Una equiparazione fra queste diverse posizioni si sostanzierebbe in una evidente sperequazione, ponendo su un medesimo piano situazioni non solo sostanzialmente, ma anche giuridicamente molto diverse, ed esporrebbe la stessa Amministrazione a ritorsioni anche di carattere giudiziario.
Inoltre se è vero com’è vero che oltre 40 sedi di istituti penitenziari e 21 di UEPE (territoriali e presso i PRAP), tra cui alcune di rilevanti dimensioni, sono prive di titolare, in attesa che si materializzi il primo Contratto di lavoro che, sostituendo definitivamente i vari DM finalizzati a regolamentare di volta in volta materie contrattuali, disciplina con regole certe e con trasparenza la mobilità dei dirigenti e l’attribuzione di incarico presso le sedi vacanti, riteniamo che l’amministrazione debba, nell’ottica della ottimizzazione della gestione delle risorse umane, ipotizzare e concordare con le parti sociali possibili incentivi che incoraggino certe scelte, perché no, anche dal centro alle articolazioni periferiche.

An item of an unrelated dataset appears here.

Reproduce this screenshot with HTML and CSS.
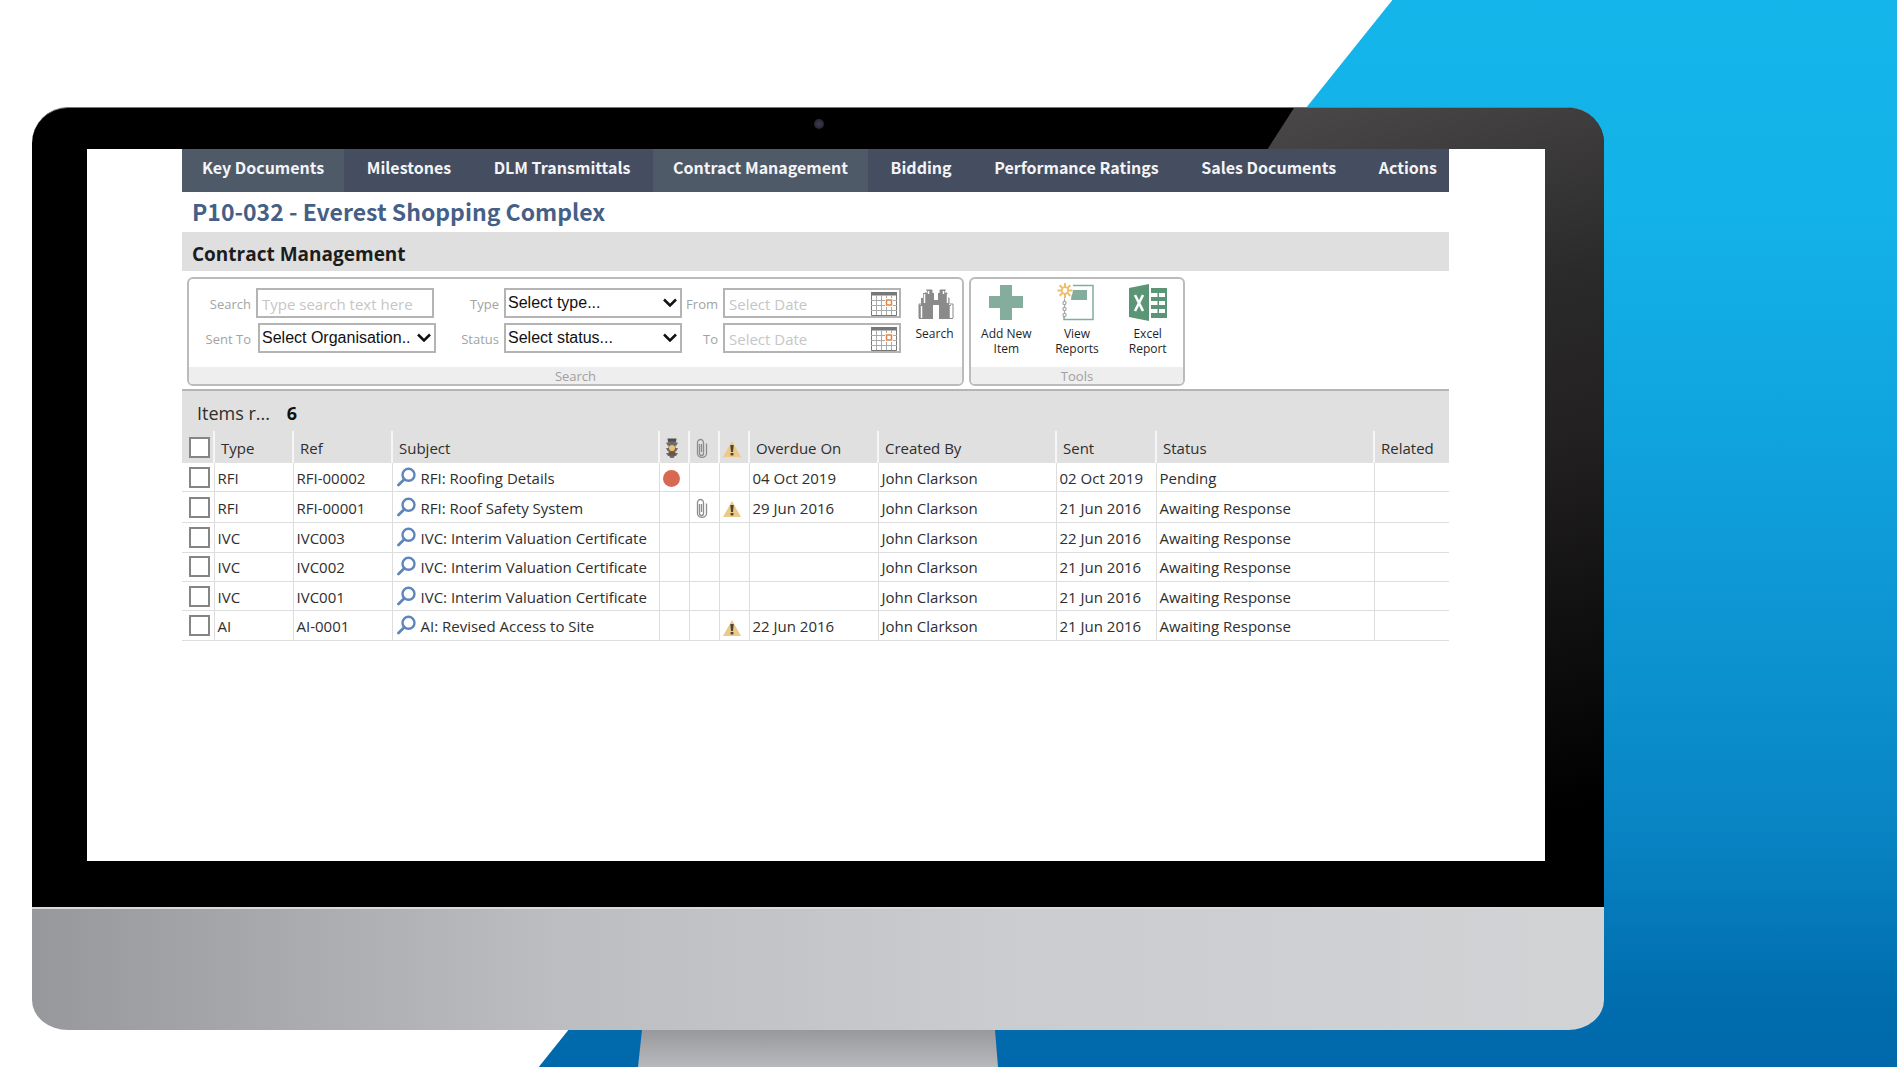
FILE: index.html
```html
<!DOCTYPE html>
<html lang="en">
<head>
<meta charset="utf-8">
<title>Contract Management</title>
<link rel="stylesheet" href="styles.css">
</head>
<body>
<svg class="defs" width="0" height="0" aria-hidden="true">
  <symbol id="lens" viewBox="0 0 20 20"><circle cx="11.500" cy="7.800" r="6" fill="none" stroke="#5f86bb" stroke-width="2.400"/><path d="M7.300 12.200 1.500 18" stroke="#5f86bb" stroke-width="2.800" stroke-linecap="round"/></symbol>
  <symbol id="warn" viewBox="0 0 18 16"><path d="M9 0 18 16H0Z" fill="#eac989"/><path d="M7.300 4h3.400l-.7 7H8Z" fill="#4d4436"/><rect x="7.600" y="12" width="2.800" height="2.400" fill="#4d4436"/></symbol>
  <symbol id="clip" viewBox="0 0 12 20"><path d="M3.500 6v9.500a2 2 0 0 0 4 0V4.500a3 3 0 0 0-6 0v11a4.500 3.800 0 0 0 9 0V5.500M5.500 6v8" fill="none" stroke="#8c8c8c" stroke-width="1.300"/></symbol>
  <symbol id="calendar" viewBox="0 0 26 24"><path d="M.5 1h25v22.500H.5z" fill="#fff" stroke="#777"/><path d="M0 0h26v3.500H0z" fill="#777"/><path d="M5.500 3v20M10.500 3v20M15.500 3v20M20.500 3v20M0 8.500h26M0 13.500h26M0 18.500h26" stroke="#aaa"/><rect x="14" y="6" width="8" height="9" fill="#fff"/><rect x="15.500" y="8" width="5" height="5" fill="#fff" stroke="#e8843c" stroke-width="1.500"/></symbol>
</svg>
<div class="backdrop"></div>
<main class="monitor">
  <div class="bezel">
    <div class="glare"></div>
    <div class="camera"></div>
    <div class="screen">
      <nav class="nav">
        <a class="lit" href="#">Key Documents</a>
        <a href="#">Milestones</a>
        <a href="#">DLM Transmittals</a>
        <a class="lit" href="#">Contract Management</a>
        <a href="#">Bidding</a>
        <a href="#">Performance Ratings</a>
        <a href="#">Sales Documents</a>
        <a href="#">Actions</a>
      </nav>
      <h1>P10-032 - Everest Shopping Complex</h1>
      <h2>Contract Management</h2>
      <div class="ribbon">
        <form class="panel search">
          <div class="panel-body">
            <div class="fields">
              <label for="q">Search</label>
              <input class="box" id="q" type="text" placeholder="Type search text here">
              <label for="type">Type</label>
              <span class="select"><select class="box" id="type"><option>Select type...</option></select><svg viewBox="0 0 14 9"><path d="m1 1.500 6 6 6-6"/></svg></span>
              <label for="from">From</label>
              <span class="box date"><input id="from" type="text" placeholder="Select Date"><svg><use href="#calendar"/></svg></span>
              <label for="org">Sent To</label>
              <span class="select org"><select class="box" id="org"><option>Select Organisation..</option></select><svg viewBox="0 0 14 9"><path d="m1 1.500 6 6 6-6"/></svg></span>
              <label for="status">Status</label>
              <span class="select"><select class="box" id="status"><option>Select status...</option></select><svg viewBox="0 0 14 9"><path d="m1 1.500 6 6 6-6"/></svg></span>
              <label for="to">To</label>
              <span class="box date"><input id="to" type="text" placeholder="Select Date"><svg><use href="#calendar"/></svg></span>
            </div>
            <button class="tool find" type="button">
              <svg viewBox="0 0 38 38"><path d="M11 6h5v3h2v7h4V9h2V6h5v3h2v5h2v7h2v14H23V21h-6v14H3V21h2v-7h2V9h4z" fill="#8a8a8a"/><path d="M10 6h6v3M7 20v-6h2V9h2M3 34V20h3M30 6h-6v3M33 20v-6h-2V9h-2M37 34V20h-3M3 34.500h12M37 34.500H25" fill="none" stroke="#8a8a8a"/><path d="M8.500 10v9M5.500 22v12M12.500 7v3M31.500 10v9M34.500 22v12M27.500 7v3" stroke="#fff" stroke-width="1.500"/></svg>
              Search
            </button>
          </div>
          <div class="caption">Search</div>
        </form>
        <section class="panel tools">
          <div class="panel-body">
            <button class="tool" type="button">
              <svg viewBox="0 0 38 38"><path d="M13 1h12v11h11v12H25v12H13V24H2V12h11z" fill="#84ad9d"/></svg>
              Add New<br>Item
            </button>
            <button class="tool" type="button">
              <svg viewBox="0 0 38 38"><path d="M15 1.500h20v34H6V33" fill="none" stroke="#7fae9b" stroke-width="1.500"/><path d="M14 6h15v10H13z" fill="#84ad9d"/><g fill="#fff" stroke="#a5aaa6" stroke-width="1.200"><circle cx="6.500" cy="19" r="1.600"/><circle cx="6.500" cy="25" r="1.600"/><circle cx="6.500" cy="31" r="1.600"/><path d="M6.500 14v3.400M6.500 20.600v2.800M6.500 26.600v2.800"/></g><circle cx="7" cy="6.500" r="8" fill="#fff"/><path d="M7-1v15M-.5 6.500h15M1.700 1.200l10.600 10.600M12.300 1.200 1.700 11.800" stroke="#f0be69" stroke-width="2"/><circle cx="7" cy="6.500" r="3.300" fill="#fff" stroke="#f0be69" stroke-width="1.800"/></svg>
              View<br>Reports
            </button>
            <button class="tool" type="button">
              <svg viewBox="0 0 38 38"><path d="M0 4 20 0v37L0 33z" fill="#5a9575"/><path d="m6 11 8 16M14 11 6 27" stroke="#fff" stroke-width="2.600"/><path d="M22 4h16v30H22z" fill="#5a9575"/><path d="M22 9h6.500v4H22zm8 0h6v4h-6zm-8 8h6.500v4H22zm8 0h6v4h-6zm-8 8h6.500v4H22zm8 0h6v4h-6z" fill="#fff"/></svg>
              Excel<br>Report
            </button>
          </div>
          <div class="caption">Tools</div>
        </section>
      </div>
      <div class="count">Items r... <b>6</b></div>
      <table class="items">
        <colgroup><col class="c-check"><col class="c-type"><col class="c-ref"><col><col class="c-icon"><col class="c-icon"><col class="c-icon"><col class="c-due"><col class="c-by"><col class="c-sent"><col class="c-status"><col class="c-rel"></colgroup>
        <thead>
          <tr><th><input type="checkbox" aria-label="Select all"></th><th>Type</th><th>Ref</th><th>Subject</th>
          <th class="ic"><svg class="light" viewBox="0 0 14 20"><path d="M2.500.5h9L11 4H3z" fill="#4f4f4f"/><path d="M1 4.500h12l-1.500 3h-9zM1 10h12l-1.500 3h-9zM1 15h12l-2 3h-8z" fill="#75685e"/><path d="M3.500 3.500h7V17l-2 3h-3l-2-3z" fill="#6a6a6a"/><path d="M4 14h6v3.500H4z" fill="#6f5548"/><circle cx="7" cy="10" r="3" fill="#ecc06c"/></svg></th>
          <th class="ic"><svg class="clip"><use href="#clip"/></svg></th><th class="ic"><svg class="warn"><use href="#warn"/></svg></th>
          <th>Overdue On</th><th>Created By</th><th>Sent</th><th>Status</th><th>Related</th></tr>
        </thead>
        <tbody>
          <tr><td><input type="checkbox" aria-label="Select RFI-00002"></td><td>RFI</td><td>RFI-00002</td><td><svg class="lens"><use href="#lens"/></svg>RFI: Roofing Details</td><td class="ic"><i class="dot"></i></td><td></td><td></td><td>04 Oct 2019</td><td>John Clarkson</td><td>02 Oct 2019</td><td>Pending</td><td></td></tr>
          <tr><td><input type="checkbox" aria-label="Select RFI-00001"></td><td>RFI</td><td>RFI-00001</td><td><svg class="lens"><use href="#lens"/></svg>RFI: Roof Safety System</td><td></td><td class="ic"><svg class="clip"><use href="#clip"/></svg></td><td class="ic"><svg class="warn"><use href="#warn"/></svg></td><td>29 Jun 2016</td><td>John Clarkson</td><td>21 Jun 2016</td><td>Awaiting Response</td><td></td></tr>
          <tr><td><input type="checkbox" aria-label="Select IVC003"></td><td>IVC</td><td>IVC003</td><td><svg class="lens"><use href="#lens"/></svg>IVC: Interim Valuation Certificate</td><td></td><td></td><td></td><td></td><td>John Clarkson</td><td>22 Jun 2016</td><td>Awaiting Response</td><td></td></tr>
          <tr><td><input type="checkbox" aria-label="Select IVC002"></td><td>IVC</td><td>IVC002</td><td><svg class="lens"><use href="#lens"/></svg>IVC: Interim Valuation Certificate</td><td></td><td></td><td></td><td></td><td>John Clarkson</td><td>21 Jun 2016</td><td>Awaiting Response</td><td></td></tr>
          <tr><td><input type="checkbox" aria-label="Select IVC001"></td><td>IVC</td><td>IVC001</td><td><svg class="lens"><use href="#lens"/></svg>IVC: Interim Valuation Certificate</td><td></td><td></td><td></td><td></td><td>John Clarkson</td><td>21 Jun 2016</td><td>Awaiting Response</td><td></td></tr>
          <tr><td><input type="checkbox" aria-label="Select AI-0001"></td><td>AI</td><td>AI-0001</td><td><svg class="lens"><use href="#lens"/></svg>AI: Revised Access to Site</td><td></td><td></td><td class="ic"><svg class="warn"><use href="#warn"/></svg></td><td>22 Jun 2016</td><td>John Clarkson</td><td>21 Jun 2016</td><td>Awaiting Response</td><td></td></tr>
        </tbody>
      </table>
    </div>
  </div>
  <div class="chin"></div>
  <div class="stand"></div>
</main>
</body>
</html>
```

FILE: styles.css
```css
* { box-sizing: border-box; }
body {
  margin: 0;
  min-height: 100vh;
  background: #fff;
  color: #2e2e2e;
  font: 15px/20px "Open Sans", "Noto Sans", sans-serif;
  position: relative;
  overflow: hidden;
}
.defs { position: absolute; }
.backdrop {
  position: absolute;
  inset: 0;
  background: linear-gradient(#14b5ea 0%, #13b2e8 20%, #0fa0dc 45%, #0985c4 77%, #006dae 94%, #0068ab 100%);
  clip-path: polygon(73.400% 0, 100% 0, 100% 100%, 28.400% 100%);
}

/* Monitor body */
.monitor {
  position: relative;
  display: flex;
  flex-direction: column;
  min-height: 100vh;
  padding: 107px 293px 0 32px;
}
.bezel {
  position: relative;
  padding: 42px 59px 46px 55px;
  background: #000;
  border-top: 1px solid #77777a;
  border-radius: 36px 36px 0 0;
  overflow: hidden;
  padding-top: 41px;
}
.glare {
  position: absolute;
  top: 0;
  right: 0;
  bottom: 0;
  width: 337px;
  background: linear-gradient(165deg, #4a4849 0, #2b2a2a 28%, #232122 45%, #000 88%);
  clip-path: polygon(27px 0, 100% 0, 100% 100%, 270px 100%, 270px 42px, 0 42px);
}
.camera {
  position: absolute;
  top: 11px;
  left: calc(50% - 4px);
  width: 10px;
  height: 10px;
  border-radius: 50%;
  background: radial-gradient(#3c3c52, #1d1d22);
}
.screen {
  position: relative;
  min-height: 712px;
  padding: 0 96px 0 95px;
  background: #fff;
}
.chin {
  height: 123px;
  border-top: 2px solid #d9d9db;
  border-radius: 0 0 36px 36px / 0 0 30px 30px;
  background: linear-gradient(90deg, #97989c, #bcbdc1 33%, #cbccd0 62%, #d2d3d5);
}
.stand {
  flex: 1;
  align-self: center;
  width: 360px;
  min-height: 37px;
  background: linear-gradient(#98999d, #b8b9bd);
  clip-path: polygon(4px 0, 357px 0, 100% 100%, 0 100%);
}

/* Page heading */
.nav { display: flex; justify-content: space-between; background: #444e60; height: 43px; }
.nav a {
  padding: 6px 20px 0;
  color: #f4f4f6;
  font: bold 16px/24px "Noto Sans CJK SC", sans-serif;
  text-decoration: none;
  white-space: nowrap;
}
.nav a.lit { background: #4f5a69; }
.nav a:last-child { padding-right: 12px; }
h1 {
  margin: 0;
  padding: 0 10px;
  height: 40px;
  color: #465f86;
  font: bold 23px/38px "Noto Sans CJK SC", sans-serif;
}
h2 {
  margin: 0;
  padding: 2px 10px 0;
  height: 39px;
  background: #dfdfdf;
  color: #1c1c1c;
  font-size: 19px;
  line-height: 40px;
}

/* Ribbon */
.ribbon { display: flex; gap: 5px; padding: 6px 5px 3px; border-bottom: 2px solid #b5b5b5; }
.panel {
  border: 2px solid #bbb;
  border-radius: 6px;
  overflow: hidden;
}
.search { width: 777px; }
.tools { width: 216px; }
.panel-body { display: flex; height: 88px; }
.caption { height: 17px; background: #eee; color: #a0a0a0; font-size: 13px; line-height: 18px; text-align: center; }
.fields {
  display: grid;
  grid-template-columns: 62px 178px 70px 178px 41px 183px;
  grid-auto-rows: 30px;
  row-gap: 5px;
  padding-top: 9px;
}
.fields label { color: #a3a3a3; font-size: 13px; line-height: 32px; text-align: right; }
.box {
  width: 178px;
  height: 30px;
  border: 2px solid #b4b4b4;
  border-radius: 0;
  background: #fff;
  padding: 2px 4px 0;
  font: 15px/20px "Open Sans", sans-serif;
}
.fields .box { margin-left: 5px; }
.fields .org .box { margin-left: 7px; }
::placeholder { color: #c6c6c6; opacity: 1; }
select.box { appearance: none; padding: 0 2px; color: #111; font: 16px/24px "Liberation Sans", sans-serif; }
.select { position: relative; }
.select svg { position: absolute; right: 0; top: 10px; width: 14px; height: 9px; fill: none; stroke: #111; stroke-width: 2.500px; }
.select.org svg { right: -2px; }
.date { display: flex; padding: 2px 2px 0 4px; }
.date input { flex: 1; min-width: 0; border: 0; padding: 0; background: none; font: inherit; }
.date svg { width: 26px; height: 24px; }
.tool {
  flex: 1;
  display: flex;
  flex-direction: column;
  align-items: center;
  padding: 5px 0 0;
  border: 0;
  background: none;
  color: #1f1f1f;
  font: 12px/15px "Open Sans", sans-serif;
}
.find { padding-left: 6px; }
.tool svg { width: 38px; height: 38px; margin-bottom: 4px; overflow: visible; }

/* Item list */
.count { height: 40px; padding: 0 15px; background: #e0e0e0; font-size: 18px; line-height: 44px; }
.count b { margin-left: 12px; color: #111; }
.items { width: 100%; height: 210px; border-collapse: collapse; table-layout: fixed; }
.c-check { width: 32px; }
.c-type { width: 79px; }
.c-ref { width: 99px; }
.c-icon { width: 30px; }
.c-due { width: 129px; }
.c-by { width: 178px; }
.c-sent { width: 100px; }
.c-status { width: 218px; }
.c-rel { width: 75px; }
.items th, .items td { padding: 1px 0 0 3px; text-align: left; font-weight: normal; white-space: nowrap; }
.items th { height: 32px; padding-left: 6px; background: #e0e0e0; border-right: 2px solid #f6f6f6; }
.items td { border-right: 1px solid #ddd; border-bottom: 1px solid #ddd; }
.items th:last-child, .items td:last-child { border-right: 0; }
.items th:first-child, .items td:first-child { padding: 0 0 0 7px; }
.items .ic { padding: 0 5px 0 0; text-align: center; }
.items svg, .items input, .dot { vertical-align: middle; }
.items input { appearance: none; display: block; width: 21px; height: 21px; margin: 0; border: 2px solid #858585; background: #fff; }
.items .lens { width: 20px; height: 20px; margin: -6px 4px 0 1px; }
.warn { width: 18px; height: 16px; }
.clip { width: 12px; height: 20px; }
.light { width: 14px; height: 20px; }
.dot { display: inline-block; width: 17px; height: 17px; border-radius: 50%; background: #d96853; }
```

E’ senza dubbio apprezzabile il principio di assegnare una valutazione, che va condivisa e concordata, agli incarichi di reggenza, distinta in ragione del livello dell’istituto retto.
Tutto ciò premesso, riteniamo pertanto, necessario quanto opportuno rivisitare la tabella riguardante il punteggio per la valutazione.
c) responsabilità assunte
E’ una voce che deve essere specificata. Non è opportuno lasciare alla Commissione di valutazione la individuazione degli incarichi aggiuntivi a quelli propri inerenti la funzione principale. Senza dubbio da tali responsabilità vanno escluse le funzioni attribuite discrezionalmente dall’Amministrazione, soprattutto da quando, a seguito delle note ristrettezze finanziarie, gli incarichi nelle varie commissioni sono stati attribuiti pressappoco esclusivamente a Dirigenti in servizio presso la sede centrale del DAP.
Tutto ciò premesso, riteniamo necessario, quanto opportuno, rivisitare la tabella riguardante il punteggio per la valutazione.